[BEGIN Data extract]

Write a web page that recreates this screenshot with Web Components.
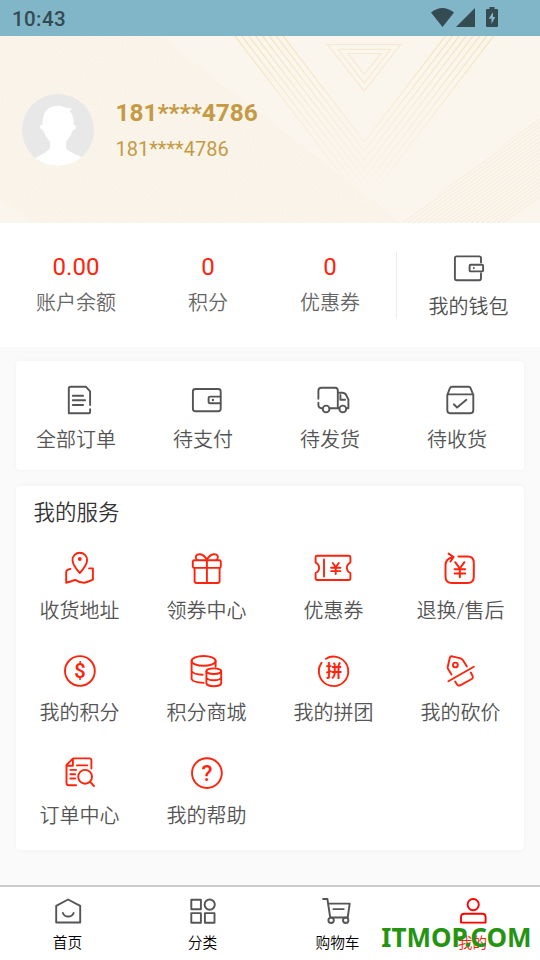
<!DOCTYPE html>
<html lang="zh-CN">
<head>
<meta charset="utf-8">
<meta name="viewport" content="width=device-width, initial-scale=1">
<title>我的</title>
<style>
html,body{margin:0;height:100%;background:#fafafa}
body{font-family:Roboto,"Noto Sans CJK SC",sans-serif;color:#555}
</style>
</head>
<body>
<account-page></account-page>
<script>
const ICONS = {
  purse: '<path d="M32.4 14.5V10.300Q32.400 8.400 30.500 8.400H8.200Q6.300 8.400 6.300 10.300V30.300Q6.300 32.300 8.200 32.300H30.500Q32.400 32.300 32.400 30.300V25.300"/><rect x="21" y="16.700" width="13.500" height="6.700" rx="1"/><circle class="f" cx="25.200" cy="20" r="1"/>',
  doc: '<path d="M30.500 25V11.300L26.200 6.700H11Q9.200 6.700 9.200 8.500V33.300H29.500Q30.500 33.300 30.500 32V29.300M13.200 15.700H23.500M13.200 20.300H25.500M13.200 25H23.500"/>',
  pay: '<rect x="6.300" y="9" width="27.800" height="22.300" rx="2.500"/><path d="M34 16.600H23.500Q22 16.600 22 18V22Q22 23.300 23.500 23.300H34"/><circle class="f" cx="26.300" cy="20" r="1.200"/>',
  truck: '<path d="M4.800 18.800V10.700Q4.800 7.800 7.800 7.800H21.500Q24.200 7.800 24.200 10.500V28.300M4.800 22.800V25Q4.800 28.300 9 28.300M16 28.300H25.700M24.200 12.800H28.500Q31.500 12.800 32.800 15.500L34.800 19.500V28.300H32.800M26.800 15V19.700H31.500"/><circle cx="12.500" cy="29" r="3.400"/><circle cx="29.200" cy="29" r="3.400"/>',
  box: '<path d="M6.700 15L9.300 8.200Q10 6.700 11.500 6.700H28Q29.400 6.700 30 8.200L32.700 15V30.300Q32.700 33.200 29.800 33.200H9.700Q6.700 33.200 6.700 30.300ZM6.700 14.400H32.700M13.200 24.300L16.500 27.500L25.800 19.800"/>',
  map: '<path d="M20.200 25Q12.900 17 12.900 12A7.300 7.300 0 0 1 27.500 12Q27.500 17 20.200 25ZM10.800 21Q6.600 21.700 6.600 24V34.700Q11 33.800 15.500 31.900Q20 34.800 24.800 34.700Q28.500 34 33.300 31.700V20.400H29.500"/><circle class="f" cx="20.200" cy="11" r="1.900"/>',
  gift: '<rect x="6.200" y="12.200" width="28" height="7.700" rx="1.500"/><path d="M8 20V33Q8 35 10 35H31Q33 35 33 33V20M20.300 12V35M20.300 11.800Q17.500 6.500 13.500 6.200C9 6 8 9.500 10.500 12M20.300 11.800Q23 6.500 27 6.200C31.500 6 32.500 9.500 30 12"/>',
  coupon: '<path d="M2 9.300Q2 7.800 3.500 7.800H35.300Q36.800 7.800 36.800 9.300V14.500A5.700 5.700 0 0 0 36.800 25V30.300Q36.800 32 35.100 32H3.700Q2 32 2 30.300V25A5.700 5.700 0 0 0 2 14.500ZM10.400 11.500V28.500M19.200 15L22.100 19.300L25.200 15M17.500 19.700H26.800M17.500 23.100H26.800M22.100 19.300V26"/>',
  refund: '<path d="M17.800 8.600H27Q33.200 8.600 33.200 15V28.500Q33.200 35 27 35H11.200Q4.900 35 4.900 28.500V17Q4.900 10.500 12.500 9.200M8 5.600L13 9L9.800 13.500M14.600 14.200L19.200 20.500L23.800 14.200M14 21.200H24.500M14 25.600H24.500M19.200 20.500V29.300" stroke-width="2"/>',
  points: '<circle cx="20.300" cy="20" r="14.900"/><text x="20.300" y="27.200" font-size="20" font-weight="600">$</text>',
  coins: '<ellipse cx="17" cy="9.900" rx="12" ry="4.900"/><path d="M5 10V28Q6 31.300 17 31.900M29 10V15.700M5 20Q6.500 23.500 16 23.700"/><ellipse cx="27.200" cy="20.200" rx="7.400" ry="2.800"/><path d="M19.800 20.200V32.500Q21 35.200 27.200 35.200T34.600 32.500V20.200M19.800 26.500Q21 29.300 27.200 29.300T34.600 26.500"/>',
  group: '<path d="M12.300 7.800A14.700 14.700 0 1 1 8 11.800"/><text x="20.300" y="26.200" font-size="16.500" font-weight="700">拼</text>',
  cut: '<path d="M7.800 30.300L33.200 15.700M10.900 23.500L7.500 18Q6.900 17 7.100 16L9.200 6.800Q9.700 5 11.500 5.300L20 7.300Q21.500 8 22.200 9L26.300 15.400M14.500 30.500L16.500 33.600Q17.700 35 19.500 34.300L31.200 28Q32.800 26.800 32 25L30.200 21.500"/><circle cx="14.800" cy="14" r="2.400"/>',
  search: '<path d="M31.800 15.500V7.500Q31.800 5.400 29.700 5.400H13.500L6.900 12V30Q6.900 32.200 9 32.200H16.500M13.300 5.600V12.800H7M17.300 12.400H27.700M10.800 16.900H16.500M10.800 21.200H15.500M10.800 25.500H15.500M30.400 28.700L34.300 33"/><circle cx="25.500" cy="23.800" r="6.900"/>',
  help: '<circle cx="20.300" cy="20.100" r="14.900"/><text x="20.300" y="27.900" font-size="22.500" font-weight="500">?</text>',
  home: '<path d="M8.600 14.800L20.500 8.500L32.600 14.800V31.500H8.600ZM15.300 22A5.600 5 0 0 0 26 22"/>',
  grid: '<rect x="8.700" y="8.700" width="9.600" height="9.600"/><circle cx="27.100" cy="13.600" r="5.100"/><rect x="8.700" y="22.100" width="9.600" height="9.600"/><rect x="22.300" y="22.100" width="9.600" height="9.600"/>',
  cart: '<path d="M5.500 8H9.800L12.600 26.500H30.100L32.100 12.600H10.600M15.800 18.100H26.200"/><circle cx="13.500" cy="29.300" r="2.700"/><circle cx="28.100" cy="29.300" r="2.700"/>',
  person: '<circle cx="20.600" cy="13.600" r="5.600"/><path d="M8.400 31.600V26Q8.400 22.700 11.700 22.700H29.700Q33 22.700 33 26V31.600Z"/>'
};

/* Registers an element whose open shadow root is filled by render(element). */
function define(name, render) {
  customElements.define(name, class extends HTMLElement {
    connectedCallback() {
      if (!this.shadowRoot) this.attachShadow({mode: 'open'}).innerHTML = render(this);
    }
  });
}

define('line-icon', el => `<style>
:host{display:block;width:40px;height:40px;flex:none}
svg{display:block;fill:none;stroke:currentColor;stroke-width:var(--stroke,1.9);stroke-linecap:round;stroke-linejoin:round}
.f,text{fill:currentColor;stroke:none}
text{text-anchor:middle;font-family:Roboto,"Noto Sans CJK SC",sans-serif}
</style><svg width="40" height="40" viewBox="0.400 0 40 40">${ICONS[el.getAttribute('name')]}</svg>`);

define('status-bar', () => `<style>
:host{display:flex;height:36px;background:#81b6c8;color:#344b52;align-items:center;justify-content:space-between;box-sizing:border-box;padding:0 40px 0 12px}
span{font:500 20.500px/36px Roboto,sans-serif;letter-spacing:.4px;padding-top:2px}
svg{display:block;fill:currentColor}
</style><span>10:43</span>
<svg width="70" height="36" viewBox="430 0 70 36"><path d="M431 12.500Q442.300 3.500 454 12.500L442.500 27ZM456 27L475 8V27Z"/><path fill-rule="evenodd" d="M489.500 9V7H494.500V9H497Q498 9 498 10V26Q498 27 497 27H487Q486 27 486 26V10Q486 9 487 9ZM493 12L488.700 18.700H491.500V24L495.300 17H493Z"/></svg>`);

/* Header ornament: fine diagonal hatching, nested chevrons and triangles. */
function ornament() {
  let left = '', right = '', chev = '';
  for (let y = -370; y < 187; y += 3.3) left += `M0 ${y}l540 356`;
  for (let y = 80; y < 560; y += 3.7) right += `M300 ${y + 60}l240 -168`;
  for (let i = 0; i < 8; i++) {
    const a = 106 + i * 9, w = (a + 4) * .765;
    chev += `M${364.300 - w} -4L364.300 ${a}L${364.300 + w} -4`;
  }
  return `<svg width="540" height="187" viewBox="0 0 540 187" fill="none">
<defs><linearGradient id="g" x1="0" y1="0" x2="0" y2="170" gradientUnits="userSpaceOnUse"><stop stop-color="#f5e2bc"/><stop offset=".55" stop-color="#f7eedb"/><stop offset="1" stop-color="#fbf6ed"/></linearGradient>
<clipPath id="l"><path d="M0 0H160L402 187H33L0 164Z"/></clipPath><clipPath id="r"><path d="M400 187L540 81V164L505 187Z"/></clipPath></defs>
<path clip-path="url(#l)" d="${left}" stroke="#f5eddb" stroke-width=".7"/>
<path clip-path="url(#r)" d="${right}" stroke="#f3ead6" stroke-width=".8"/>
<path d="${chev}" stroke="url(#g)" stroke-width="1.200"/>
<path d="M327.500 8.500H400.500L364.300 55ZM338 13.300H390.500L364.300 47ZM348 17.500H380.700L364.300 38.500Z" stroke="#f6e9cf" stroke-width="1.200"/></svg>`;
}

define('profile-header', () => `<style>
:host{display:flex;position:relative;height:187px;background:#fbf6ed;color:#c59a45;overflow:hidden}
.bg{position:absolute;inset:0}
.row{position:relative;display:flex;padding:58px 0 0 22px;gap:21.500px;box-sizing:border-box}
.name{font:700 24.400px/28px Roboto,sans-serif;padding-top:5px}
.sub{font:400 20px/24px Roboto,sans-serif;padding-top:10px}
</style><div class="bg">${ornament()}</div><div class="row">
<svg width="72" height="72" viewBox="0 0 72 72"><defs><clipPath id="c"><circle cx="36" cy="36" r="36"/></clipPath></defs><circle cx="36" cy="36" r="36" fill="#e8e8e8"/><path clip-path="url(#c)" fill="#fff" d="M13 64Q26 58 28 54V48Q23 42 21 36Q17 35 18.500 31L20.500 31Q20 20 26 15Q31 11 39 12Q46 15 50 14L48 17.500Q52 21 51.500 31Q55 31 53.500 35Q52 36 51 36Q49 42 44 48V54Q46 58 60 63Q50 73 36 73T13 64Z"/></svg>
<div><div class="name">181****4786</div><div class="sub">181****4786</div></div></div>`);

define('stat-item', el => `<style>
:host{display:flex;flex-direction:column;align-items:center}
b{font:400 24px/28px Roboto,sans-serif;color:#fe230c}
span{font-size:20px;line-height:30px;margin-top:7px;color:#666;font-weight:350}
</style><b>${el.getAttribute('value')}</b><span><slot></slot></span>`);

define('balance-row', () => `<style>
:host{display:flex;height:124px;background:#fff;box-sizing:border-box;padding-left:15px}
stat-item{width:122px;padding-top:30px}
stat-item:nth-child(3){width:142px;margin-right:-10px;margin-left:-10px}
i{width:1px;height:67px;background:#ececec;margin:29px 0 0 5px}
.wallet{flex:1;display:flex;flex-direction:column;align-items:center;padding-top:25px;font-size:20px;line-height:30px;font-weight:350;color:#505050}
.wallet line-icon{margin-bottom:4px;color:#555}
stat-item:first-of-type{margin-right:10px}
</style><stat-item value="0.00">账户余额</stat-item><stat-item value="0">积分</stat-item><stat-item value="0">优惠券</stat-item><i></i><div class="wallet"><line-icon name="purse"></line-icon>我的钱包</div>`);

define('menu-item', el => `<style>
:host{display:flex;flex-direction:column;align-items:center;color:var(--icon)}
span{font-size:20px;line-height:30px;font-weight:350;color:#555;margin-top:var(--gap,7px);margin-right:var(--shift,0);white-space:nowrap}
</style><line-icon name="${el.getAttribute('icon')}"></line-icon><span><slot></slot></span>`);

define('menu-card', el => `<style>
:host{display:block;margin:0 16px;background:#fff;border-radius:4px;box-shadow:0 0 4px rgba(0,0,0,.045);box-sizing:border-box}
h2{margin:0;padding:11px 0 0 17.500px;font-size:21.500px;line-height:32px;font-weight:350;color:#333;height:42px;box-sizing:border-box}
.grid{display:grid;grid-template-columns:repeat(4,1fr);grid-auto-rows:102.500px}
</style>${el.hasAttribute('heading') ? `<h2>${el.getAttribute('heading')}</h2>` : ''}<div class="grid"><slot></slot></div>`);

define('nav-tab', el => `<style>
:host{display:flex;flex:1;flex-direction:column;align-items:center;font-size:14.700px;line-height:22px;font-weight:350;--stroke:1.900;padding-top:4px}
line-icon{color:var(--icon,#555);margin-bottom:.5px}
</style><line-icon name="${el.getAttribute('icon')}"></line-icon><slot></slot>`);

define('tab-bar', () => `<style>
:host{display:flex;position:relative;height:75px;background:#fff;border-top:2px solid #ccc;box-sizing:border-box;color:#000}
.mine{color:#fa230a;--icon:#f00}
.mark{position:absolute;right:8.500px;top:33px;font:700 26px/34px "Noto Sans",sans-serif;color:#269413;white-space:nowrap}
</style><nav-tab icon="home">首页</nav-tab><nav-tab icon="grid">分类</nav-tab><nav-tab icon="cart">购物车</nav-tab><nav-tab class="mine" icon="person">我的</nav-tab><div class="mark">ITMOP.COM</div>`);

define('account-page', () => `<style>
:host{display:flex;flex-direction:column;width:540px;height:960px;overflow:hidden;background:#fafafa}
.orders{height:109px;margin-top:14px;padding-top:19px;--icon:#555;--gap:5px;--shift:7px}
.services{height:364px;margin-top:16px;padding-top:0;--icon:#fe230c;--gap:7.500px}
.services menu-item{padding-top:20px}
tab-bar{margin-top:auto}
</style><status-bar></status-bar><profile-header></profile-header><balance-row></balance-row>
<menu-card class="orders"><menu-item icon="doc">全部订单</menu-item><menu-item icon="pay">待支付</menu-item><menu-item icon="truck">待发货</menu-item><menu-item icon="box">待收货</menu-item></menu-card>
<menu-card class="services" heading="我的服务">
<menu-item icon="map">收货地址</menu-item><menu-item icon="gift">领券中心</menu-item><menu-item icon="coupon">优惠券</menu-item><menu-item icon="refund">退换/售后</menu-item>
<menu-item icon="points">我的积分</menu-item><menu-item icon="coins">积分商城</menu-item><menu-item icon="group">我的拼团</menu-item><menu-item icon="cut">我的砍价</menu-item>
<menu-item icon="search">订单中心</menu-item><menu-item icon="help">我的帮助</menu-item></menu-card>
<tab-bar></tab-bar>`);
</script>
</body>
</html>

[END Data extract]

→ **Goal**
Search the lines above for the string "page" and copy each line that has it.

→ **Completed task**
Write a web page that recreates this screenshot with Web Components.
<account-page></account-page>
define('account-page', () => `<style>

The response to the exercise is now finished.